Descending from Cobb on 175:
I got down into the flat valley of Middletown, and the approach was strung with green pastureland with these really cool spreading oak trees:
From Middletown, Highway 29 cuts sharply through the range that forms the eastern wall of the Napa Valley, slipping over a shoulder of Mt. St. Helena, where Robert Louis Stevenson famously had a home for a couple of months (there's now a monument there, which was being very heavily visited today). You can see the mountain in the above aerial shot, and here's a crappy photo:
A better view of Highway 29 that gives you some idea of the twistiness of the road as it wends its way over the ridge and into Calistoga, at the head of the Napa Valley.

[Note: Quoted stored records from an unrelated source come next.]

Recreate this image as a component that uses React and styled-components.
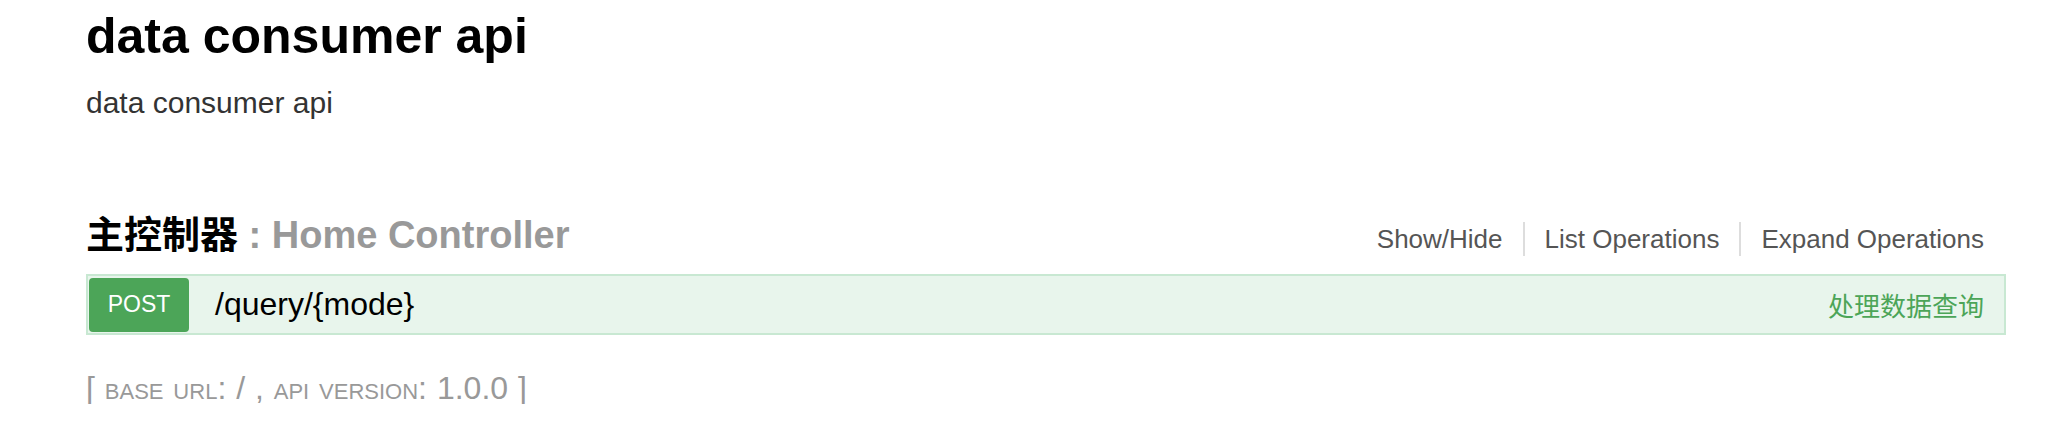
import React from "react";
import styled, { createGlobalStyle } from "styled-components";

const Global = createGlobalStyle`
  html, body { margin: 0; padding: 0; background: #fff; }
  body { font-family: "Liberation Sans", "Noto Sans CJK SC", Arial, sans-serif; }
`;

const Wrap = styled.div`
  width: 1920px;
  margin-left: 86px;
  display: flex;
  flex-direction: column;
`;

const Info = styled.div`
  display: flex;
  flex-direction: column;
  padding-top: 11px;
`;

const Title = styled.div`
  font-size: 50px;
  line-height: 50px;
  font-weight: bold;
  color: #000;
`;

const Description = styled.p`
  margin: 27px 0 0;
  font-size: 30px;
  line-height: 30px;
  color: #333;
`;

const ResourceHeading = styled.div`
  display: flex;
  align-items: baseline;
  justify-content: space-between;
  margin-top: 98px;
  height: 42px;
`;

const ResourceTitle = styled.h2`
  margin: 0;
  font-size: 38px;
  line-height: 38px;
  font-weight: bold;
  color: #999;
`;

const ResourceName = styled.span`
  color: #000;
`;

const Options = styled.ul`
  list-style: none;
  margin: 0;
  padding: 0 22px 0 0;
  display: flex;
  align-items: center;
`;

const OptionItem = styled.li`
  font-size: 26px;
  line-height: 34px;
  color: #555;
  padding: 0 ${(p) => (p.$last ? "0" : "20px")} 0 ${(p) => (p.$first ? "0" : "20px")};
  border-left: ${(p) => (p.$first ? "none" : "2px solid #ddd")};
`;

const OperationBar = styled.div`
  margin-top: 16px;
  display: flex;
  align-items: center;
  background: #e8f5ec;
  border: 2px solid #c8e8d2;
  padding: 1px 20px 1px 1px;
  height: 55px;
  box-sizing: content-box;
`;

const MethodBadge = styled.span`
  width: 100px;
  height: 54px;
  display: flex;
  align-items: center;
  justify-content: center;
  background: #4ca558;
  color: #fff;
  font-size: 23px;
  border-radius: 4px;
  text-transform: uppercase;
`;

const PathText = styled.span`
  margin-left: 26px;
  font-size: 32px;
  color: #000;
  flex: 1;
`;

const Summary = styled.span`
  font-size: 26px;
  color: #4ca558;
`;

const Footer = styled.div`
  margin-top: 37px;
  font-size: 32px;
  line-height: 32px;
  word-spacing: 1px;
  color: #999;
`;

const SmallCaps = styled.span`
  font-variant: small-caps;
`;

export default function App() {
  return (
    <>
      <Global />
      <Wrap>
        <Info>
          <Title>data consumer api</Title>
          <Description>data consumer api</Description>
        </Info>
        <ResourceHeading>
          <ResourceTitle>
            <ResourceName>主控制器</ResourceName> : Home Controller
          </ResourceTitle>
          <Options>
            <OptionItem $first>Show/Hide</OptionItem>
            <OptionItem>List Operations</OptionItem>
            <OptionItem $last>Expand Operations</OptionItem>
          </Options>
        </ResourceHeading>
        <OperationBar>
          <MethodBadge>post</MethodBadge>
          <PathText>/query/{"{mode}"}</PathText>
          <Summary>处理数据查询</Summary>
        </OperationBar>
        <Footer>
          [ <SmallCaps>base url</SmallCaps>: / , <SmallCaps>api version</SmallCaps>: 1.0.0 ]
        </Footer>
      </Wrap>
    </>
  );
}
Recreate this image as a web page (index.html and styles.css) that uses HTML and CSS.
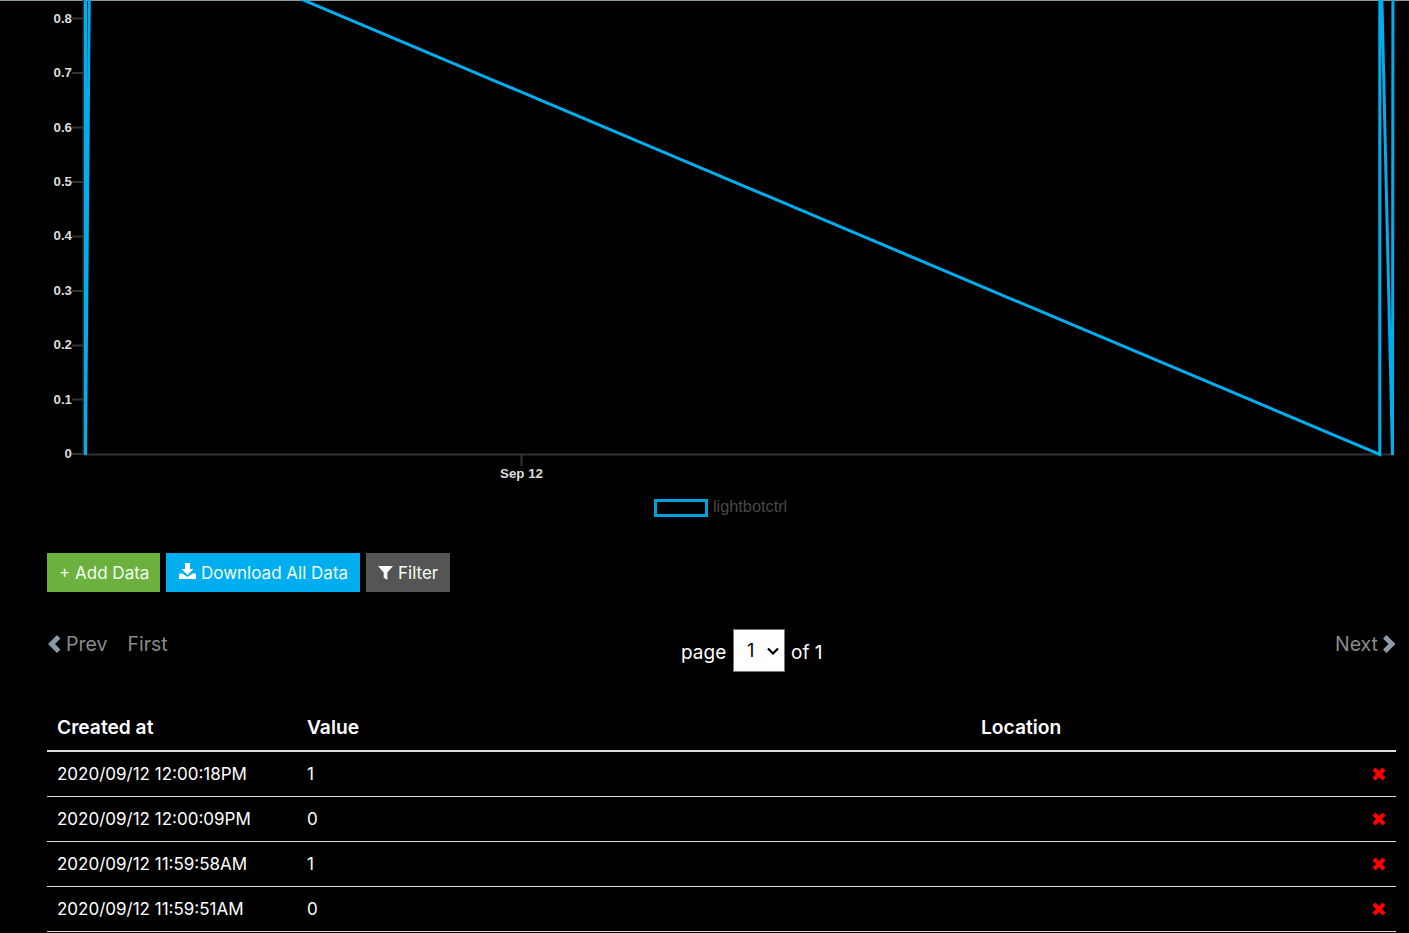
FILE: index.html
```html
<!DOCTYPE html>
<html lang="en">
<head>
<meta charset="utf-8">
<title>lightbotctrl</title>
<link rel="stylesheet" href="styles.css">
</head>
<body>
<div class="page">
  <svg class="chart" width="1409" height="533" viewBox="0 0 1409 533">
    <g class="axis">
      <path d="M83.500 0V454.500H1394"/>
      <path d="M72 18.500H83M72 73H83M72 127.500H83M72 182H83M72 236.500H83M72 291H83M72 345.500H83M72 399.500H83M72 454H83M521.500 454V466"/>
    </g>
    <g class="ticks">
      <text x="72" y="23">0.8</text>
      <text x="72" y="77">0.7</text>
      <text x="72" y="132">0.6</text>
      <text x="72" y="186">0.5</text>
      <text x="72" y="240">0.4</text>
      <text x="72" y="295">0.3</text>
      <text x="72" y="349">0.2</text>
      <text x="72" y="403.500">0.1</text>
      <text x="72" y="458">0</text>
      <text class="xtick" x="521.500" y="478">Sep 12</text>
    </g>
    <path class="series" d="M85.500 455V-90L85.500 455L90 -90L1379.800 454.500V-90L1392.500 455L1393 -90"/>
    <rect class="swatch" x="655.500" y="500.500" width="51" height="15"/>
    <text class="legend" x="713" y="512">lightbotctrl</text>
  </svg>

  <div class="actions">
    <a class="btn btn-green">+ Add Data</a>
    <a class="btn btn-blue">
      <svg class="ico-dl" width="17" height="16" viewBox="0 0 17 16"><path d="M6 0h5v6h3.500L8.500 12 2.500 6H6z"/><path d="M0 10.500h3.500L8.500 14l5-3.500H17V16H0z"/></svg>
      Download All Data
    </a>
    <a class="btn btn-grey">
      <svg class="ico-filter" width="15" height="14" viewBox="0 0 14 14" preserveAspectRatio="none"><path d="M0 0h14L8.700 6.500V14L5.300 11.500V6.500z"/></svg>
      Filter
    </a>
  </div>

  <div class="pager">
    <div class="pager-left">
      <span class="plink"><svg class="chev" width="14" height="18" viewBox="0 0 14 18"><path d="M10 0l3.500 3.500L8 9l5.500 5.500L10 18 1 9z"/></svg>Prev</span>
      <span class="plink">First</span>
    </div>
    <div class="pager-mid">
      <span class="page-label">page</span>
      <span class="select-wrap">
        <select class="page-select"><option>1</option></select>
        <svg class="select-arrow" width="12" height="8" viewBox="0 0 12 8"><path d="M1 1.500l5 5 5-5"/></svg>
      </span>
      <span>of 1</span>
    </div>
    <div class="pager-right">
      <span class="plink">Next<svg class="chev" width="13" height="18" viewBox="0 0 13 18"><path d="M3.500 0L0 3.500 5.500 9 0 14.500 3.500 18l9-9z"/></svg></span>
    </div>
  </div>

  <table class="data">
    <thead>
      <tr><th class="c1">Created at</th><th class="c2">Value</th><th>Location</th><th class="c4"></th></tr>
    </thead>
    <tbody>
      <tr><td>2020/09/12 12:00:18PM</td><td>1</td><td></td><td class="c4"><svg class="x" width="14" height="14" viewBox="0 0 14 14"><path d="M3.500 .5L7 4l3.500-3.500 3 3L10 7l3.500 3.500-3 3L7 10l-3.500 3.500-3-3L4 7 .5 3.500z"/></svg></td></tr>
      <tr><td>2020/09/12 12:00:09PM</td><td>0</td><td></td><td class="c4"><svg class="x" width="14" height="14" viewBox="0 0 14 14"><path d="M3.500 .5L7 4l3.500-3.500 3 3L10 7l3.500 3.500-3 3L7 10l-3.500 3.500-3-3L4 7 .5 3.500z"/></svg></td></tr>
      <tr><td>2020/09/12 11:59:58AM</td><td>1</td><td></td><td class="c4"><svg class="x" width="14" height="14" viewBox="0 0 14 14"><path d="M3.500 .5L7 4l3.500-3.500 3 3L10 7l3.500 3.500-3 3L7 10l-3.500 3.500-3-3L4 7 .5 3.500z"/></svg></td></tr>
      <tr><td>2020/09/12 11:59:51AM</td><td>0</td><td></td><td class="c4"><svg class="x" width="14" height="14" viewBox="0 0 14 14"><path d="M3.500 .5L7 4l3.500-3.500 3 3L10 7l3.500 3.500-3 3L7 10l-3.500 3.500-3-3L4 7 .5 3.500z"/></svg></td></tr>
    </tbody>
  </table>
</div>
</body>
</html>
```
FILE: styles.css
```css
* { box-sizing: border-box; }
html, body { margin: 0; padding: 0; background: #000; height: 933px; overflow: hidden; }
body { font-family: Inter, Lato, sans-serif; color: #fff; font-size: 17px; }
.page { border-top: 1px solid #8a9a9a; }
.chart { display: block; margin-top: -1px; }
.axis path { fill: none; stroke: #333; stroke-width: 2; }
.ticks text { font-family: "Liberation Sans", Arial, sans-serif; font-size: 13.300px; font-weight: 700; fill: #ddd; text-anchor: end; }
.ticks .xtick { text-anchor: middle; font-size: 13.300px; }
.series { fill: none; stroke: #00aeef; stroke-width: 3; stroke-linejoin: miter; stroke-miterlimit: 4; }
.swatch { fill: none; stroke: #00a0dc; stroke-width: 3; }
.legend { font-family: "Liberation Sans", Arial, sans-serif; font-size: 16.300px; fill: #484848; }
.actions { display: flex; gap: 6px; margin: 20px 0 0 47px; }
.btn { height: 39px; display: flex; align-items: center; padding: 0 12px; color: #f2fff2; font-size: 17px; white-space: nowrap; }
.btn-green { background: #6cb03e; width: 113px; }
.btn-blue { background: #00aeef; padding: 0 13px; width: 194px; }
.btn-grey { background: #555; padding: 0 12px; width: 84px; }
.ico-dl, .ico-filter { fill: #fff; margin-right: 5px; flex: none; }
.ico-dl { margin-top: -3px; }
.pager { display: flex; margin: 37px 13px 0 47px; height: 60px; }
.pager-left, .pager-right { display: flex; gap: 20px; height: 29px; align-items: center; font-size: 19.500px; }
.pager-left { width: 634px; }
.pager-right { margin-left: auto; }
.plink { display: flex; align-items: center; gap: 5px; color: #8a8a8a; }
.chev { fill: #8a9aa6; }
.pager-mid { display: flex; align-items: center; gap: 6px; height: 44px; padding-top: 2px; font-size: 19px; }
.page-label { min-width: 46px; }
.select-wrap { position: relative; display: block; height: 43px; align-self: flex-start; margin-top: -2px; }
.page-select { appearance: none; display: block; width: 52px; height: 43px; background: #fff; border: 1px solid #777; border-radius: 0; font: 18px Inter, sans-serif; color: #000; padding-left: 13px; }
.select-arrow { position: absolute; right: 6px; top: 18px; fill: none; stroke: #000; stroke-width: 2.200; }
.data { border-collapse: collapse; width: 1349px; margin: 17px 0 0 47px; table-layout: fixed; }
.data th { text-align: left; font-weight: 600; font-size: 19.200px; height: 45px; padding: 0 10px 2px; border-bottom: 2px solid #ddd; }
.data td { height: 45px; padding: 0 10px; font-size: 17px; border-bottom: 1px solid #ddd; }
.c1 { width: 250px; }
.c2 { width: 674px; }
.c4 { width: 50px; text-align: right; }
.x { fill: #f00; display: block; margin-left: auto; }
```
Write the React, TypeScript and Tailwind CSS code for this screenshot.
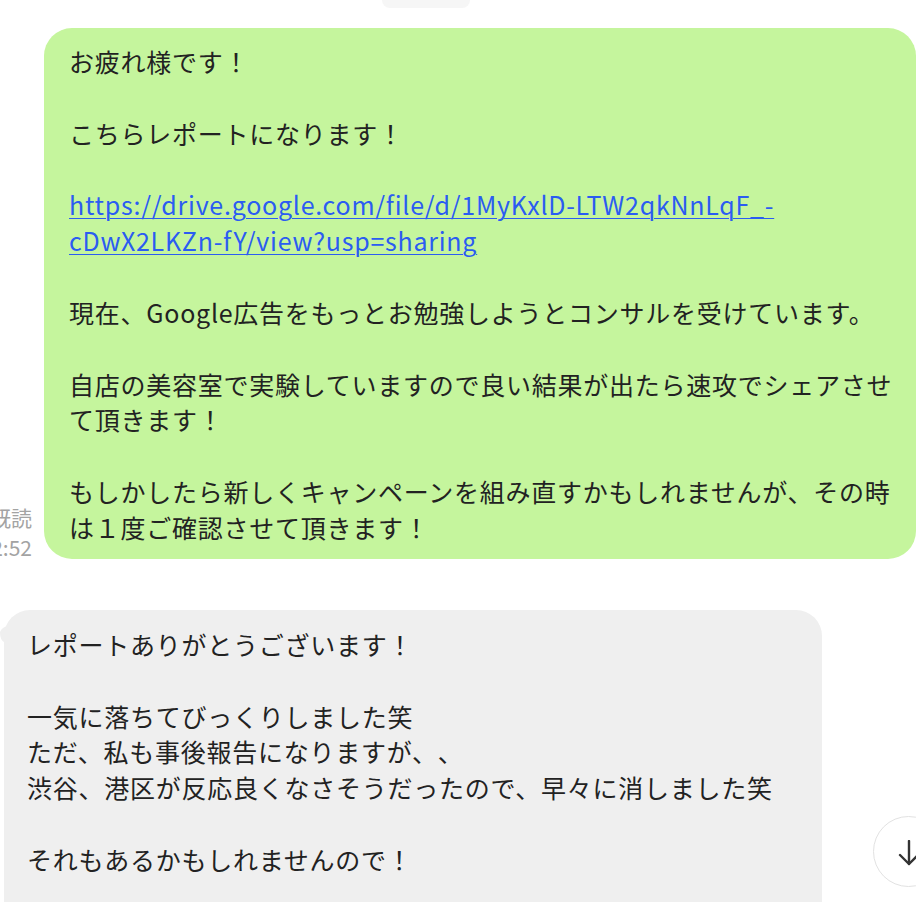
import React from "react";

const greenLines: (string | null | { link: string })[] = [
  "お疲れ様です！",
  null,
  "こちらレポートになります！",
  null,
  { link: "https://drive.google.com/file/d/1MyKxlD-LTW2qkNnLqF_-" },
  { link: "cDwX2LKZn-fY/view?usp=sharing" },
  null,
  "現在、Google広告をもっとお勉強しようとコンサルを受けています。",
  null,
  "自店の美容室で実験していますので良い結果が出たら速攻でシェアさせ",
  "て頂きます！",
  null,
  "もしかしたら新しくキャンペーンを組み直すかもしれませんが、その時",
  "は１度ご確認させて頂きます！",
];

const grayLines: (string | null)[] = [
  "レポートありがとうございます！",
  null,
  "一気に落ちてびっくりしました笑",
  "ただ、私も事後報告になりますが、、",
  "渋谷、港区が反応良くなさそうだったので、早々に消しました笑",
  null,
  "それもあるかもしれませんので！",
  null,
];

function Lines({ lines }: { lines: (string | null | { link: string })[] }) {
  return (
    <>
      {lines.map((l, i) => {
        if (l === null) return <div key={i} className="h-[35.85px]" />;
        if (typeof l === "string")
          return (
            <div key={i} className="h-[35.85px] whitespace-nowrap">
              {l}
            </div>
          );
        return (
          <div key={i} className="h-[35.85px] whitespace-nowrap">
            <a className="text-[#2b5cf2] underline decoration-1 underline-offset-[3px]" href="#">
              {l.link}
            </a>
          </div>
        );
      })}
    </>
  );
}

export default function App() {
  return (
    <div className="relative w-[916px] h-[902px] overflow-hidden bg-white font-['Noto_Sans_CJK_JP','Noto_Sans',sans-serif] text-[#222222] [text-spacing-trim:space-all]">
      <div className="ml-[382px] h-[8px] w-[88px] rounded-b-[10px] bg-[#f6f6f6]" />

      <div className="mt-[20px] flex items-end gap-[12px]">
        <div className="mb-[-3px] flex w-[32px] shrink-0 flex-col items-end text-[21px] leading-[30px] text-[#a3a3a3]">
          <div className="flex w-[32px] justify-end whitespace-nowrap">既読</div>
          <div className="flex w-[32px] justify-end whitespace-nowrap">12:52</div>
        </div>
        <div className="w-[872px] shrink-0 rounded-[28px] bg-[#c5f59d] pl-[25px] pt-[16px] pb-[13px] text-[25px] leading-[35.85px] tracking-[0.75px]">
          <Lines lines={greenLines} />
        </div>
      </div>

      <div className="relative mt-[51px] ml-[4px] w-[818px]">
        <svg className="absolute left-[-4px] top-[8px]" width="24" height="30" viewBox="0 0 24 30">
          <path d="M0 14 Q2 9 8 8 L14 8 L14 30 L4 30 L4 24 Q0 22 0 14 Z" fill="#efefef" />
        </svg>
        <div className="relative rounded-t-[26px] bg-[#efefef] pl-[23px] pt-[17px] pb-[20px] text-[25px] leading-[35.85px] tracking-[0.75px]">
          <Lines lines={grayLines} />
        </div>
      </div>

      <div className="absolute left-[873px] top-[816px] flex h-[71px] w-[71px] items-center justify-center rounded-full border border-[#e2e2e2] bg-white">
        <svg className="absolute left-[23px] top-[23px]" width="24" height="26" viewBox="0 0 24 26" fill="none" stroke="#333" strokeWidth="2.4" strokeLinecap="round" strokeLinejoin="round">
          <path d="M12 1 L12 24" />
          <path d="M3 15 L12 24 L21 15" />
        </svg>
      </div>
    </div>
  );
}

The Lotus really started feeling its oats here.
I had lunch at a Mexican restaurant in Calistoga, home of the mineral water and hot springs (all part of the same volcanic system that feeds the geysers and made the obsidian); then set off southward down the Napa Valley, which—despite growing up right around the corner—I'd only been to once, and that when I was about ten years old and unable to really enjoy it. Calistoga is one of those quaint-by-law places where they forbid any roads with more than two lanes or any fast-food franchises from setting foot near the town:
The valley southward. I took the Silverado Trail, which you can see as the road that hugs the left side of the valley as it heads south and a little east.
Typical Napa Valley scene: vertical bluffs frowning over green vineyards.
About halfway down the valley, on my dad's recommendation I cut across to the west side on the Oakville Cross Road:
....And on up the Oakville Grade, which is an even more challenging little black-diamond sort of road, which narrows to a single lane in a few places to traverse ancient bridges or skirt washouts. There were a few intrepid bicyclers on this road, much to my astonishment; and some isolated vineyards at the top of the ridge, which I found equally gasp-worthy. Here's a better overview of the road as it vaults from the Napa Valley to the adjacent Sonoma:
From that point southward it was less scenic and more populated, as the vineyards of the Valley of the Moon gave way to towns like Agua Caliente and then Sonoma, and then I started seeing eucalyptus and cypress trees and smelling that familiar San Francisco/Marin smell. After a few country-road turns (121 and 116) I found myself at the Infineon Raceway at Sears Point, and then on to 37 which took me along the tidal north edge of the Bay across to Vallejo.
And then it was 80 and 680 southward home, as I'd done so many times before. Yet it's oddly different when you're in a car that's so cramped inside that one's foot can't help but span the brake and gas pedals at the same time, there's no dead pedal at the left side (it's fortunate that the clutch pedal is as heavy as it is), and the engine makes a constant, almost undeadened buzzing wail behind you. It's a car where you appreciate the digital readout displaying the engine's temperature—it fluctuates a lot. it's not just a green light that lets you know when the engine is ready to release the rev limiter that keeps you below 6000 (and thus below any of the engine's interesting powerband region) until it's warmed up enough.
And when it is, and you can tap the engine's full potential, it sure gets you moving in a hurry. I didn't time myself or anything, and in a car this high-strung and finicky it was all I could do to keep the wheels pointed in the same direction on those roughly-paved vineyard backroads of my youth; but when they say it does 0-60 in 4.mumble seconds, I'm in no position to argue. The kid who came out to gawk and chat excitedly about it as I filled up the tank for the return journey was surprised to hear about its little 1.8-liter inline-four (the same as you'd find in a Toyota Celica), but since it's power to weight that really matters, and the thing's only got 1900+ pounds to sling around, well... nobody's arguing.
No tickets and no mishaps, but even so it's not the cheapest weekend outing I've ever indulged in. Still, I'm well pleased with the results: I'm feeling a good deal more relaxed than I was. I may be 31 already, but at least I can't say I've never driven a Lotus Elise through the California Wine Country. I do recommend it.
UPDATE: Getting back in my A3 afterwards felt like I was climing into an SUV. It was just like back in 2000 when I stepped out of that rented Ferrari F355 and into my Jetta: the clutch felt like it traveled to Ohio and back, and the engine sounded miles away; and I'd become so used to my eyes being down at door-handle level with the cars around me that suddenly being able to see into other people's faces made me feel like I was perched up on a stagecoach.
Even so, though, the A3's acceleration is nothing to sneeze at—quite respectable, and with a lot less fuss than the Elise. Sure, it won't corner as much like a go-kart, but somehow I don't think I'm going to feel deprived now that I'm back in its posh, leather-swathed, iPod-integrated cockpit. Plus I won't feel like every cop in the world is glaring at me, waiting for me to cough or something.